[Raw records]

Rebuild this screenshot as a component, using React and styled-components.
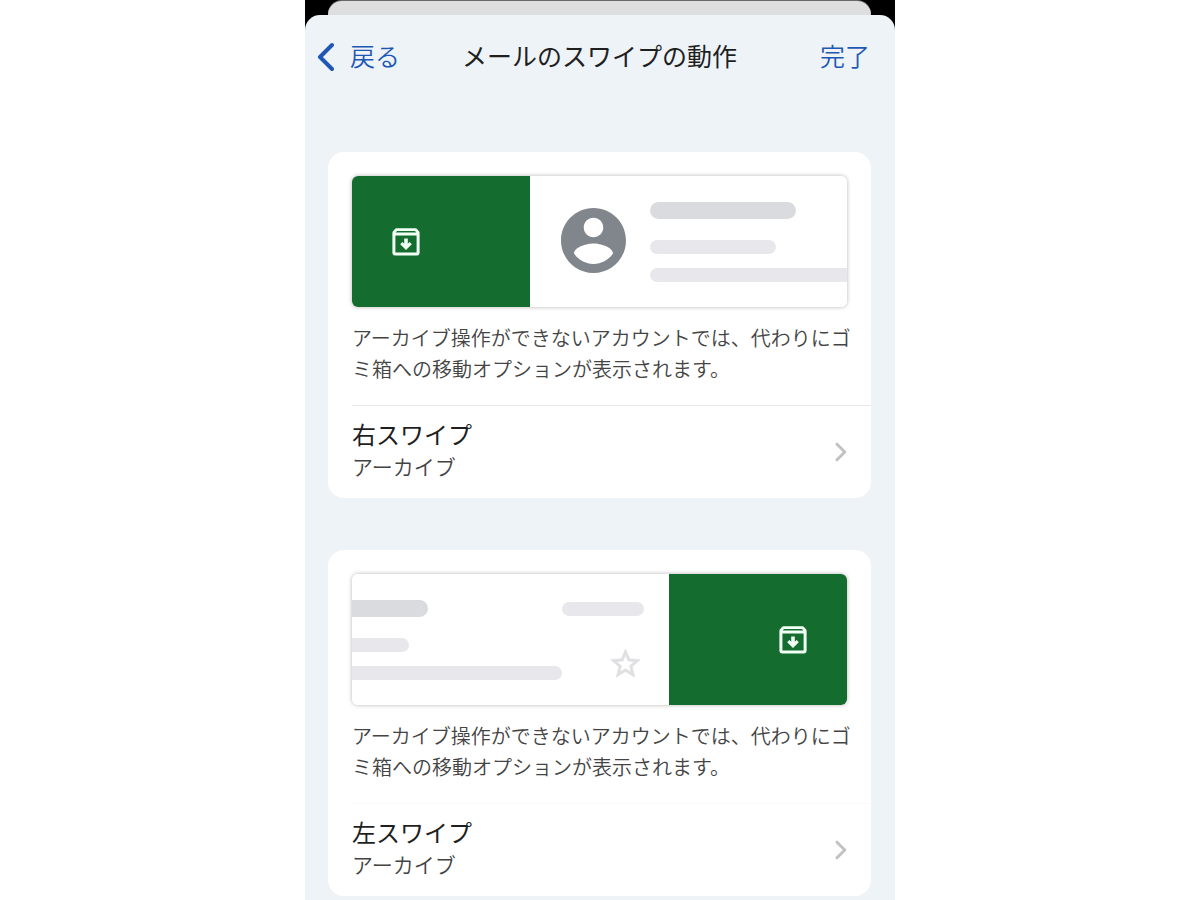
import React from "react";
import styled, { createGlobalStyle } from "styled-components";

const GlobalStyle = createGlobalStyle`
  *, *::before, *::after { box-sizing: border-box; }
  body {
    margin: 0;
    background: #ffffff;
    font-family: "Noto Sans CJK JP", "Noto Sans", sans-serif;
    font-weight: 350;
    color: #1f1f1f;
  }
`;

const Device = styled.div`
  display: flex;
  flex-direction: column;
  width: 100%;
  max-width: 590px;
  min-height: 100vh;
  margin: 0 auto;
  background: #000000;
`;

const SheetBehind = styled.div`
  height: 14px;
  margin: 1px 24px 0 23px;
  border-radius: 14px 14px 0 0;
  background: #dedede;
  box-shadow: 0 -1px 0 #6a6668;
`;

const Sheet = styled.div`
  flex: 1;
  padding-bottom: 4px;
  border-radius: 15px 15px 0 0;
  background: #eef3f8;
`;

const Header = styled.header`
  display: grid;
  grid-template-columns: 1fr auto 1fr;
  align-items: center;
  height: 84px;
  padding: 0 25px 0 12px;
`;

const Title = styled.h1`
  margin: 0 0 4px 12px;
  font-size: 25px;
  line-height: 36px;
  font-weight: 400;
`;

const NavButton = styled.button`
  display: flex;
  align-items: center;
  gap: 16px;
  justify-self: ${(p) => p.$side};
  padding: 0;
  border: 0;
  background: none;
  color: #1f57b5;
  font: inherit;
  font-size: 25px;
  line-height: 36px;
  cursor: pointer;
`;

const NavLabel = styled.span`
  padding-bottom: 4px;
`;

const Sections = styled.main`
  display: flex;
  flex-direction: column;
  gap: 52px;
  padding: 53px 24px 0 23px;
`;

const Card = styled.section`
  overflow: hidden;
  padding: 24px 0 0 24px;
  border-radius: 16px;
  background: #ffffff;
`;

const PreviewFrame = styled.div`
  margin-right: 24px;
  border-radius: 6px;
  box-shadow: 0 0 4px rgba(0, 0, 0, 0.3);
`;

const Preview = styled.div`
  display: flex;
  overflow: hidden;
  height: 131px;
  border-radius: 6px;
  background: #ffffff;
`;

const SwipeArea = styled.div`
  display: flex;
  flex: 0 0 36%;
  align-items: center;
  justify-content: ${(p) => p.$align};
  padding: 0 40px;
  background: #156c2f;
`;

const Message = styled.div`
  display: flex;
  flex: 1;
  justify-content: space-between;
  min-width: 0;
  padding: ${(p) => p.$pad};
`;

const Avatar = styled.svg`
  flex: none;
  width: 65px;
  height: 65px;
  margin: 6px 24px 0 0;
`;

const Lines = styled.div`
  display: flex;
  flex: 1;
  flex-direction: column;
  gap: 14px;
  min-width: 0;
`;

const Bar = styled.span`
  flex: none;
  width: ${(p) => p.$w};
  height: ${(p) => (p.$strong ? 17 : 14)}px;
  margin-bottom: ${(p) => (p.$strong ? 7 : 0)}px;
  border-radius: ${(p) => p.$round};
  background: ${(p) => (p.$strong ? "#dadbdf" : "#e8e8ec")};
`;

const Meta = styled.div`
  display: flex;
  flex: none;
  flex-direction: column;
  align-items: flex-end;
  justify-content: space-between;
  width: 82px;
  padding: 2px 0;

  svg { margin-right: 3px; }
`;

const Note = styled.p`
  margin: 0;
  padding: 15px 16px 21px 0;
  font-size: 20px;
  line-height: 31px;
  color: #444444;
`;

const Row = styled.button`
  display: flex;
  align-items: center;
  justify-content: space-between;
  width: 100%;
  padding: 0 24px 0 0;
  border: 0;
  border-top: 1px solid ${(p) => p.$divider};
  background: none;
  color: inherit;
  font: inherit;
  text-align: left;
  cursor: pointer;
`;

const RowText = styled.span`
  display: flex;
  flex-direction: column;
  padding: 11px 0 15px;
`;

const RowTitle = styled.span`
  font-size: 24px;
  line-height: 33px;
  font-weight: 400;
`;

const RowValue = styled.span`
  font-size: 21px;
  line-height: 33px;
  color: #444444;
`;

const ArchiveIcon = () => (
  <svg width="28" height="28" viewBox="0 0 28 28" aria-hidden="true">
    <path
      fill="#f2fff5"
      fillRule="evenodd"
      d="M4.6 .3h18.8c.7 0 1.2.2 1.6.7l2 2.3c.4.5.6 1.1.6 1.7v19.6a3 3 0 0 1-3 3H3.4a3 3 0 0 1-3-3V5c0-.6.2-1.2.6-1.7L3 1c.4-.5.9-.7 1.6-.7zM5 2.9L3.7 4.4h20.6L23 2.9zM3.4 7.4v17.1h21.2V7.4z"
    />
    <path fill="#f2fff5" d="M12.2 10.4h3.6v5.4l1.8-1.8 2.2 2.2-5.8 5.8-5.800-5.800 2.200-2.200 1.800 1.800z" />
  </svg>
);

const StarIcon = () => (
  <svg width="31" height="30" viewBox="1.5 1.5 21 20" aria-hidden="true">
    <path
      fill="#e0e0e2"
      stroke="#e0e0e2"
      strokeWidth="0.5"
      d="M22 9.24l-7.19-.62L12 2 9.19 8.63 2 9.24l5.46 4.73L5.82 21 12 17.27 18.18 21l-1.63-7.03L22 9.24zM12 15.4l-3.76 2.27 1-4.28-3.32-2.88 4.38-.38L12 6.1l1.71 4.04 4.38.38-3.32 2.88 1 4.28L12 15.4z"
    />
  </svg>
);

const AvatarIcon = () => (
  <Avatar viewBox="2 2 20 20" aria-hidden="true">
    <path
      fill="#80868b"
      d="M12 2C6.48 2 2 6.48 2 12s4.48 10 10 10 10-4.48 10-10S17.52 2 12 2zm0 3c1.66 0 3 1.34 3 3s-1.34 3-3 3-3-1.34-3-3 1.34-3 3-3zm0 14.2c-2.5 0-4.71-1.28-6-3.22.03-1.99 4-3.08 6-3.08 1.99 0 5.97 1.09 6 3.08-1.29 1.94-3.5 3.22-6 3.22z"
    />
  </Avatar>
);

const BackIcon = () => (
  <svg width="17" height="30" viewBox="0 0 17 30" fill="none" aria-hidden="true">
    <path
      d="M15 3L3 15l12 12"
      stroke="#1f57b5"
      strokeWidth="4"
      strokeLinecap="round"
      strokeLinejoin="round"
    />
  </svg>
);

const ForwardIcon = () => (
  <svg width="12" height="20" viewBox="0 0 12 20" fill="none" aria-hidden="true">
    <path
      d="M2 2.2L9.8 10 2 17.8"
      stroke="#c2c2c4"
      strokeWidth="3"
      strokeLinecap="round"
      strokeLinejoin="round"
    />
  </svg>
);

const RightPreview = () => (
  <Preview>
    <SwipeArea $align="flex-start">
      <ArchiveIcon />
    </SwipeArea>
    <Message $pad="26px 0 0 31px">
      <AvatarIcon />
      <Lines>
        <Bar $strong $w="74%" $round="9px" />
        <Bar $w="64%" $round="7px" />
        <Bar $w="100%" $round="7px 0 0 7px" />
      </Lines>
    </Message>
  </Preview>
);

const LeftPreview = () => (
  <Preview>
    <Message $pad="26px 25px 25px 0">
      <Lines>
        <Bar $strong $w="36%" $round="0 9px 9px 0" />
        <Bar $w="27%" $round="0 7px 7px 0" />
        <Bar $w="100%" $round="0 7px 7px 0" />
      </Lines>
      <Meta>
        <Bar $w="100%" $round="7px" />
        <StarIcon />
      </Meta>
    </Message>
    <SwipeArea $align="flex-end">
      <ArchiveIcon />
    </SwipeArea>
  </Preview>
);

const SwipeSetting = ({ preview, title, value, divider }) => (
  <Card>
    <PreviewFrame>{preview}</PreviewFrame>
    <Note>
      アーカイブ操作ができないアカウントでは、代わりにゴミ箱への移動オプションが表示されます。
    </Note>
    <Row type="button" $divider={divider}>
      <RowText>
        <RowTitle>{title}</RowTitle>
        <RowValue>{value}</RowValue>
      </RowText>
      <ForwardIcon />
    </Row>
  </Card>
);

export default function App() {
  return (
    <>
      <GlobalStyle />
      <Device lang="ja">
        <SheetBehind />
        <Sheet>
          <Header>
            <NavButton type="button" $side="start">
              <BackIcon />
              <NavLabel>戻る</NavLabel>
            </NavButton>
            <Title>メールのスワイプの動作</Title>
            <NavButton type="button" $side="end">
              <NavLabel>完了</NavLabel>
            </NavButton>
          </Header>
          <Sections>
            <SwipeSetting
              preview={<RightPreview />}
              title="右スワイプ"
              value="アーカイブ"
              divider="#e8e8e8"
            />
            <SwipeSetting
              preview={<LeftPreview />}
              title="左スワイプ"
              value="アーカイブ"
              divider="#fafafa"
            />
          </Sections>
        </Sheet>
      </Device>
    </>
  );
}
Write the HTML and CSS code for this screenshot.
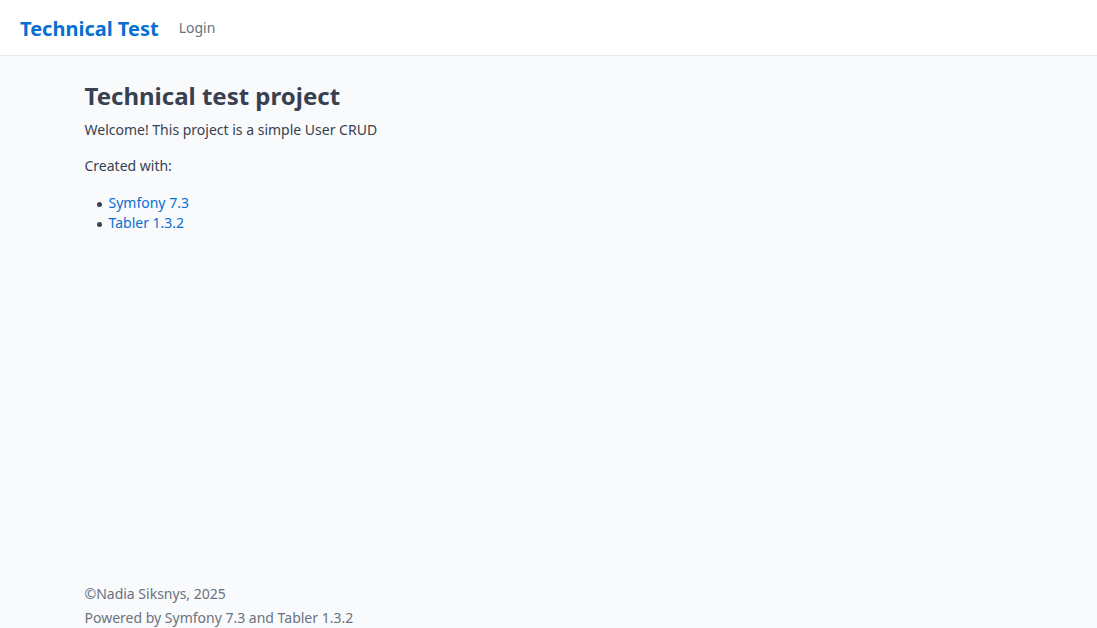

# Instructions for the task
Return each line of the listing that holds the string "components".

# Output for this exercise
Rebuild this screenshot as a component, using React and styled-components.
import styled, { createGlobalStyle } from "styled-components";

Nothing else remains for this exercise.